Data supplied.

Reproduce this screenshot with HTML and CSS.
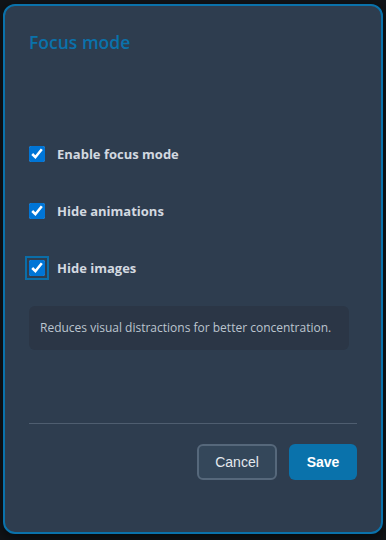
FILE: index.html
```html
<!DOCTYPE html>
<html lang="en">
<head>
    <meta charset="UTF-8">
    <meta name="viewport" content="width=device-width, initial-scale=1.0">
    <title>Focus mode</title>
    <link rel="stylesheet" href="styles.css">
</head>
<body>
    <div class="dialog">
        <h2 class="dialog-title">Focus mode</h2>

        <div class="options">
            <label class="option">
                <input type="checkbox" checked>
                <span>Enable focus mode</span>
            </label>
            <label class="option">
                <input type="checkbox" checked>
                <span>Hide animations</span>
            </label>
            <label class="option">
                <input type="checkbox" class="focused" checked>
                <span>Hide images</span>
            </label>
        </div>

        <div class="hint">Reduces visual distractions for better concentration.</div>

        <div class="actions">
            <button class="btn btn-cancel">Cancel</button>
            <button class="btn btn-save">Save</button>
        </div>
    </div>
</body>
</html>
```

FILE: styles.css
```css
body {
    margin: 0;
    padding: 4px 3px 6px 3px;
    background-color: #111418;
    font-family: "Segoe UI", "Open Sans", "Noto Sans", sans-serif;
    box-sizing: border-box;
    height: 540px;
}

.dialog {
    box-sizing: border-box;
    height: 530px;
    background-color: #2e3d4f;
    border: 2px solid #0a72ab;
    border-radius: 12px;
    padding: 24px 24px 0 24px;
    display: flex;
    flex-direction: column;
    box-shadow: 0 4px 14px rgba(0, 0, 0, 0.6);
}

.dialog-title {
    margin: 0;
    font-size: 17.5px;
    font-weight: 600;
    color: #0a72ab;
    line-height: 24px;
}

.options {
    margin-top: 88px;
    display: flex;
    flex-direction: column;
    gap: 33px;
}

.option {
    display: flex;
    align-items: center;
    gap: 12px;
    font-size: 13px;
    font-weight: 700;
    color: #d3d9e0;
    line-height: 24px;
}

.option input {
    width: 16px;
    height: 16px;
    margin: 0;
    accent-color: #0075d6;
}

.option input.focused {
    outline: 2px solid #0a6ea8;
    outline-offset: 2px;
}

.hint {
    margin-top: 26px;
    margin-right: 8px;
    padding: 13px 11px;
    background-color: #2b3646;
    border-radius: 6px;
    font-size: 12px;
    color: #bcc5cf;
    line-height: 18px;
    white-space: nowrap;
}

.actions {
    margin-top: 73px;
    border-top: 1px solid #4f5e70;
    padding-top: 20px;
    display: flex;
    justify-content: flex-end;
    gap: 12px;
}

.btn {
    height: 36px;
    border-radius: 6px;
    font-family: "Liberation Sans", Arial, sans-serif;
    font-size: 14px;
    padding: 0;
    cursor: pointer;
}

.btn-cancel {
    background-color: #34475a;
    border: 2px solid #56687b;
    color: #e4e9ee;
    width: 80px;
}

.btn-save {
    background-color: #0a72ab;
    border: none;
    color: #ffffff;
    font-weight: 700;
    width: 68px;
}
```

...

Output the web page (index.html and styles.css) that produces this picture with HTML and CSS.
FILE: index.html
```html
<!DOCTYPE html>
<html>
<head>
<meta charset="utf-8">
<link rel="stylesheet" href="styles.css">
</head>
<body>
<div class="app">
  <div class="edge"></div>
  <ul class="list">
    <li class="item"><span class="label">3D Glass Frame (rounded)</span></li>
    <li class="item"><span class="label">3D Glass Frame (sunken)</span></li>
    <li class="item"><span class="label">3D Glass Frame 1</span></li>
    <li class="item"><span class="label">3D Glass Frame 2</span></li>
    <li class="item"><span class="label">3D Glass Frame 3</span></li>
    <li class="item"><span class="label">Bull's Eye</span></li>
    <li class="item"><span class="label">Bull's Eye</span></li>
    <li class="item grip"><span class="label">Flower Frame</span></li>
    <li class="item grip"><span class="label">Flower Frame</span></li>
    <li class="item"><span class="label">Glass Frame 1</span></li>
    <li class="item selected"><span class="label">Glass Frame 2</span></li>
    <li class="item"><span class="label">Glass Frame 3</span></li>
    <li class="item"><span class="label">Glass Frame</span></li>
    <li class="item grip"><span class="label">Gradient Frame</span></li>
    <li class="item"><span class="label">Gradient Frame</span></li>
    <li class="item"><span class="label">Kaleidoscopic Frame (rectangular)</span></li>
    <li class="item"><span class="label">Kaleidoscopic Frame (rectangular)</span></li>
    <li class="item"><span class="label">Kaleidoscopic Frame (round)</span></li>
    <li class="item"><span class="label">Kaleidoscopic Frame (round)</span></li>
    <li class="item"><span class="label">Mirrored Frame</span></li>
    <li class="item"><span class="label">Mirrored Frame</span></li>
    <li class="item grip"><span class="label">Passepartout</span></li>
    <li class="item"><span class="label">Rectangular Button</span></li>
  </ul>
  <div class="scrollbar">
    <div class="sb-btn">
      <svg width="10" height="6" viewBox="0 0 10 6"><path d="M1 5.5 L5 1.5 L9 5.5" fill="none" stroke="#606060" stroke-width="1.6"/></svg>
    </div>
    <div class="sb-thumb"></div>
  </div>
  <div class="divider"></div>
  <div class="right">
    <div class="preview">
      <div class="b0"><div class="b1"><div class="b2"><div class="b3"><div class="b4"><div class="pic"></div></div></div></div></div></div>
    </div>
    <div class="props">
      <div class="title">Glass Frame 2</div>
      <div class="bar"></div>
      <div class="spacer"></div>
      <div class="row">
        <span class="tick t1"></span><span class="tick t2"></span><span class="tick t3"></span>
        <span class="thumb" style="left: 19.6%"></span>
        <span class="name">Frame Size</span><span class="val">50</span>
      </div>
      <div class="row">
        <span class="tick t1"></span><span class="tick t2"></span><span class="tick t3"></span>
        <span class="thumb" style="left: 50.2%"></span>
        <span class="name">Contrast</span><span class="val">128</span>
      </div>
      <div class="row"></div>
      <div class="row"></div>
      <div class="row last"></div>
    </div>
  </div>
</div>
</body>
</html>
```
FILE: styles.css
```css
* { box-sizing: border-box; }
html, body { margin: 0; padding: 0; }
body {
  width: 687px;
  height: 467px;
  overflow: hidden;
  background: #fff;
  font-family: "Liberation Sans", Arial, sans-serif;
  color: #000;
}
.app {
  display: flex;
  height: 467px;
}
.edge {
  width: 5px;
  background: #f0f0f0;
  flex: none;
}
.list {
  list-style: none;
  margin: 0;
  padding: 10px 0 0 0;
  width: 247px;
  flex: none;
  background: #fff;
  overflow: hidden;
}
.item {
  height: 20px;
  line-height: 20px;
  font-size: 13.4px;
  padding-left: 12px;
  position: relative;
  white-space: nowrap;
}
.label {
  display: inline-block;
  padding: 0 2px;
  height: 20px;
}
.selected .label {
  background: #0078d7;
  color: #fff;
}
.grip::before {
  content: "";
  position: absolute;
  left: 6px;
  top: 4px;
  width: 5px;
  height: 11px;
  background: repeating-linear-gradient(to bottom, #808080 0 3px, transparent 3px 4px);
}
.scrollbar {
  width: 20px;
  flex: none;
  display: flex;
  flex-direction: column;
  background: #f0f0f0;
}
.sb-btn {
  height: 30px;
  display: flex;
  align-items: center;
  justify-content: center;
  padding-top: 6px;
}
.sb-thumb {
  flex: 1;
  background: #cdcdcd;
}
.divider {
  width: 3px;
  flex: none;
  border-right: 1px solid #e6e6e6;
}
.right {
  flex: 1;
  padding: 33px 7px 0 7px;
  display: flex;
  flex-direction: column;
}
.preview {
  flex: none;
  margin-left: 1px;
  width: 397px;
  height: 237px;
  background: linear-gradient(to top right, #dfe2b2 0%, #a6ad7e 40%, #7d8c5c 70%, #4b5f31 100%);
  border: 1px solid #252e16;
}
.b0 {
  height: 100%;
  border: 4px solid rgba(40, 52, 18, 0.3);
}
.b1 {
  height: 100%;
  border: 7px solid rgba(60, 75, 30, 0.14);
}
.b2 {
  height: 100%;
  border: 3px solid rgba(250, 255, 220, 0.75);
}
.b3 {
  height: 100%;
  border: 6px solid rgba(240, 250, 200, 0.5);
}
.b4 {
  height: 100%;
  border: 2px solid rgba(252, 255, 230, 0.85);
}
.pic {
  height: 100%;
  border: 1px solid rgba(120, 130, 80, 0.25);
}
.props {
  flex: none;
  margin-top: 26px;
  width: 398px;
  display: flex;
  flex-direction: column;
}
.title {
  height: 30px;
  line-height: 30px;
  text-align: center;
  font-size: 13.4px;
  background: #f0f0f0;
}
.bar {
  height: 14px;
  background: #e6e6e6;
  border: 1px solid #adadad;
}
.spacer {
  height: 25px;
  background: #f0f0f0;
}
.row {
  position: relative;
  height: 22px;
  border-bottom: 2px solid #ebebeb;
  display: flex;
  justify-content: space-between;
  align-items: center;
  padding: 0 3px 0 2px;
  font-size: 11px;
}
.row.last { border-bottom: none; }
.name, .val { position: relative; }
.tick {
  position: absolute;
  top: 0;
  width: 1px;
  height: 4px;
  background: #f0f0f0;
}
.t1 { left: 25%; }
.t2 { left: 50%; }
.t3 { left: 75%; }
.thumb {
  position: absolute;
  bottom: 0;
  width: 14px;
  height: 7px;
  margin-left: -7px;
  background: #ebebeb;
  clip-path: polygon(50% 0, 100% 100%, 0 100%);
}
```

Work required.
Pick out each line containing the string "this" and copy it.

Full response.
Reproduce this screenshot with HTML and CSS.
Output the web page (index.html and styles.css) that produces this picture with HTML and CSS.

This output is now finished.